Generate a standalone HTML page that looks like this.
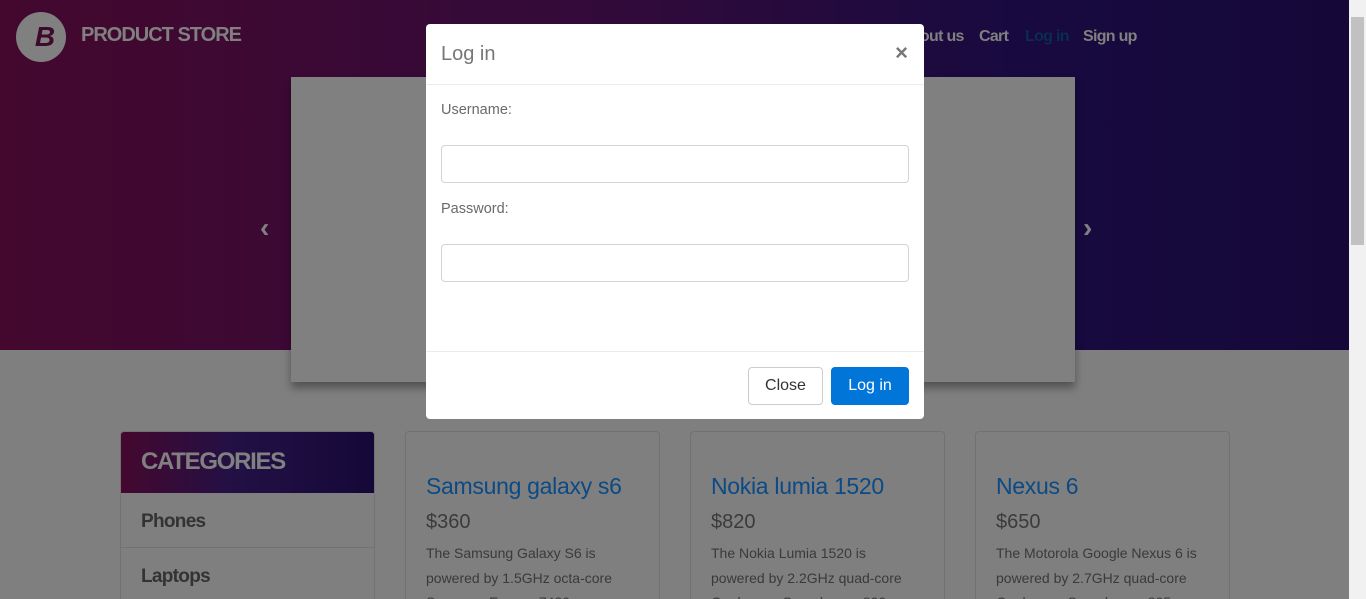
<!DOCTYPE html>
<html><head><meta charset="utf-8"><style>
*{box-sizing:border-box;margin:0;padding:0}
html,body{width:1366px;height:599px;overflow:hidden}
body{background:#7f7f7f;font-family:"Liberation Sans",sans-serif;position:relative}
.hdr{position:absolute;left:0;top:0;width:1349px;height:350px;background:linear-gradient(90deg,#44082e 0%,#320a3a 45%,#180a40 75%,#150838 100%)}
.logo{position:absolute;left:16px;top:12px;width:50px;height:50px;border-radius:50%;background:#808080;color:#40082c;font:italic bold 28px "Liberation Sans",sans-serif;text-align:center;line-height:50px;padding-left:8px}
.brand{position:absolute;left:81px;top:24px;font-weight:bold;font-size:20px;color:#808080;letter-spacing:-1px}
.nav{position:absolute;top:28px;font-weight:bold;font-size:16px;color:#808080;letter-spacing:-0.7px}
.car{position:absolute;left:291px;top:77px;width:784px;height:305px;background:#808080;box-shadow:0 6px 8px rgba(0,0,0,.35)}
.arr{position:absolute;top:212px;color:#808080;font-size:28px;font-weight:bold}
.cat{position:absolute;left:120px;top:431px;width:255px;height:168px;border:1px solid #727272;border-bottom:none;border-radius:4px 4px 0 0;overflow:hidden}
.cat .h{height:61px;background:linear-gradient(90deg,#44082e,#221045 45%,#150838);color:#808080;font-weight:bold;font-size:24px;padding:16px 20px;letter-spacing:-1.3px}
.cat .i{height:55px;border-bottom:1px solid #727272;padding:18px 20px;font-size:19px;font-weight:bold;color:#333;letter-spacing:-0.7px}
.card{position:absolute;top:431px;width:255px;height:168px;border:1px solid #727272;border-bottom:none;border-radius:4px 4px 0 0;padding:41px 28px 0 20px;overflow:hidden}
.card h4{font-weight:normal;font-size:23px;color:#0b4a85;margin-bottom:11px;letter-spacing:-0.3px;white-space:nowrap}
.card h5{font-weight:normal;font-size:20px;color:#3b3b3b;margin-bottom:7px}
.card p{font-size:14px;color:#3a3a3a;line-height:24.5px}
.sb{position:absolute;left:1349px;top:0;width:17px;height:599px;background:#f1f1f1}
.sb .t{position:absolute;left:2px;top:17px;width:13px;height:228px;background:#c1c1c1}
.modal{position:absolute;left:426px;top:24px;width:498px;height:395px;background:#fff;border-radius:4px;color:#6a6a6a}
.mh{height:61px;border-bottom:1px solid #e9ecef;padding:19px 15px;font-size:20px;color:#777}
.x{position:absolute;right:16px;top:16px;font-size:22px;font-weight:bold;color:#777}
label{position:absolute;left:15px;font-size:14.5px;color:#6a6a6a}
.in{position:absolute;left:15px;width:468px;height:38px;border:1px solid #ced4da;border-radius:4px}
.mf{position:absolute;left:0;top:327px;width:498px;border-top:1px solid #e9ecef}
.btn{position:absolute;top:343px;height:38px;border-radius:4px;font-size:16px;text-align:center;line-height:36px}
</style></head><body>
<div class="hdr"></div>
<div class="logo">B</div>
<div class="brand">PRODUCT STORE</div>
<div class="nav" style="left:900px">About us</div>
<div class="nav" style="left:979px">Cart</div>
<div class="nav" style="left:1025px;color:#0a2c4e">Log in</div>
<div class="nav" style="left:1083px">Sign up</div>
<div class="car"></div>
<div class="arr" style="left:260px">&#x2039;</div>
<div class="arr" style="left:1083px">&#x203A;</div>
<div class="cat"><div class="h">CATEGORIES</div><div class="i">Phones</div><div class="i">Laptops</div></div>
<div class="card" style="left:405px"><h4>Samsung galaxy s6</h4><h5>$360</h5><p>The Samsung Galaxy S6 is powered by 1.5GHz octa-core Samsung Exynos 7420 processor</p></div>
<div class="card" style="left:690px"><h4>Nokia lumia 1520</h4><h5>$820</h5><p>The Nokia Lumia 1520 is powered by 2.2GHz quad-core Qualcomm Snapdragon 800</p></div>
<div class="card" style="left:975px"><h4>Nexus 6</h4><h5>$650</h5><p>The Motorola Google Nexus 6 is powered by 2.7GHz quad-core Qualcomm Snapdragon 805</p></div>
<div class="sb"><div class="t"></div></div>
<div class="modal">
<div class="mh">Log in</div><div class="x">×</div>
<label style="top:78px">Username:</label>
<div class="in" style="top:121px"></div>
<label style="top:177px">Password:</label>
<div class="in" style="top:220px"></div>
<div class="mf"></div>
<div class="btn" style="left:322px;width:75px;border:1px solid #ccc;color:#333">Close</div>
<div class="btn" style="left:405px;width:78px;background:#0275d8;color:#fff;border:1px solid #0275d8">Log in</div>
</div>
</body></html>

◆ To be done: Omit pictures; set down the rest of the material word for word.

◆ Final answer:
Generate a standalone HTML page that looks like this.
<!DOCTYPE html>
<html><head><meta charset="utf-8"><style>
*{box-sizing:border-box;margin:0;padding:0}
html,body{width:1366px;height:599px;overflow:hidden}
body{background:#7f7f7f;font-family:"Liberation Sans",sans-serif;position:relative}
.hdr{position:absolute;left:0;top:0;width:1349px;height:350px;background:linear-gradient(90deg,#44082e 0%,#320a3a 45%,#180a40 75%,#150838 100%)}
.logo{position:absolute;left:16px;top:12px;width:50px;height:50px;border-radius:50%;background:#808080;color:#40082c;font:italic bold 28px "Liberation Sans",sans-serif;text-align:center;line-height:50px;padding-left:8px}
.brand{position:absolute;left:81px;top:24px;font-weight:bold;font-size:20px;color:#808080;letter-spacing:-1px}
.nav{position:absolute;top:28px;font-weight:bold;font-size:16px;color:#808080;letter-spacing:-0.7px}
.car{position:absolute;left:291px;top:77px;width:784px;height:305px;background:#808080;box-shadow:0 6px 8px rgba(0,0,0,.35)}
.arr{position:absolute;top:212px;color:#808080;font-size:28px;font-weight:bold}
.cat{position:absolute;left:120px;top:431px;width:255px;height:168px;border:1px solid #727272;border-bottom:none;border-radius:4px 4px 0 0;overflow:hidden}
.cat .h{height:61px;background:linear-gradient(90deg,#44082e,#221045 45%,#150838);color:#808080;font-weight:bold;font-size:24px;padding:16px 20px;letter-spacing:-1.3px}
.cat .i{height:55px;border-bottom:1px solid #727272;padding:18px 20px;font-size:19px;font-weight:bold;color:#333;letter-spacing:-0.7px}
.card{position:absolute;top:431px;width:255px;height:168px;border:1px solid #727272;border-bottom:none;border-radius:4px 4px 0 0;padding:41px 28px 0 20px;overflow:hidden}
.card h4{font-weight:normal;font-size:23px;color:#0b4a85;margin-bottom:11px;letter-spacing:-0.3px;white-space:nowrap}
.card h5{font-weight:normal;font-size:20px;color:#3b3b3b;margin-bottom:7px}
.card p{font-size:14px;color:#3a3a3a;line-height:24.5px}
.sb{position:absolute;left:1349px;top:0;width:17px;height:599px;background:#f1f1f1}
.sb .t{position:absolute;left:2px;top:17px;width:13px;height:228px;background:#c1c1c1}
.modal{position:absolute;left:426px;top:24px;width:498px;height:395px;background:#fff;border-radius:4px;color:#6a6a6a}
.mh{height:61px;border-bottom:1px solid #e9ecef;padding:19px 15px;font-size:20px;color:#777}
.x{position:absolute;right:16px;top:16px;font-size:22px;font-weight:bold;color:#777}
label{position:absolute;left:15px;font-size:14.5px;color:#6a6a6a}
.in{position:absolute;left:15px;width:468px;height:38px;border:1px solid #ced4da;border-radius:4px}
.mf{position:absolute;left:0;top:327px;width:498px;border-top:1px solid #e9ecef}
.btn{position:absolute;top:343px;height:38px;border-radius:4px;font-size:16px;text-align:center;line-height:36px}
</style></head><body>
<div class="hdr"></div>
<div class="logo">B</div>
<div class="brand">PRODUCT STORE</div>
<div class="nav" style="left:900px">About us</div>
<div class="nav" style="left:979px">Cart</div>
<div class="nav" style="left:1025px;color:#0a2c4e">Log in</div>
<div class="nav" style="left:1083px">Sign up</div>
<div class="car"></div>
<div class="arr" style="left:260px">&#x2039;</div>
<div class="arr" style="left:1083px">&#x203A;</div>
<div class="cat"><div class="h">CATEGORIES</div><div class="i">Phones</div><div class="i">Laptops</div></div>
<div class="card" style="left:405px"><h4>Samsung galaxy s6</h4><h5>$360</h5><p>The Samsung Galaxy S6 is powered by 1.5GHz octa-core Samsung Exynos 7420 processor</p></div>
<div class="card" style="left:690px"><h4>Nokia lumia 1520</h4><h5>$820</h5><p>The Nokia Lumia 1520 is powered by 2.2GHz quad-core Qualcomm Snapdragon 800</p></div>
<div class="card" style="left:975px"><h4>Nexus 6</h4><h5>$650</h5><p>The Motorola Google Nexus 6 is powered by 2.7GHz quad-core Qualcomm Snapdragon 805</p></div>
<div class="sb"><div class="t"></div></div>
<div class="modal">
<div class="mh">Log in</div><div class="x">×</div>
<label style="top:78px">Username:</label>
<div class="in" style="top:121px"></div>
<label style="top:177px">Password:</label>
<div class="in" style="top:220px"></div>
<div class="mf"></div>
<div class="btn" style="left:322px;width:75px;border:1px solid #ccc;color:#333">Close</div>
<div class="btn" style="left:405px;width:78px;background:#0275d8;color:#fff;border:1px solid #0275d8">Log in</div>
</div>
</body></html>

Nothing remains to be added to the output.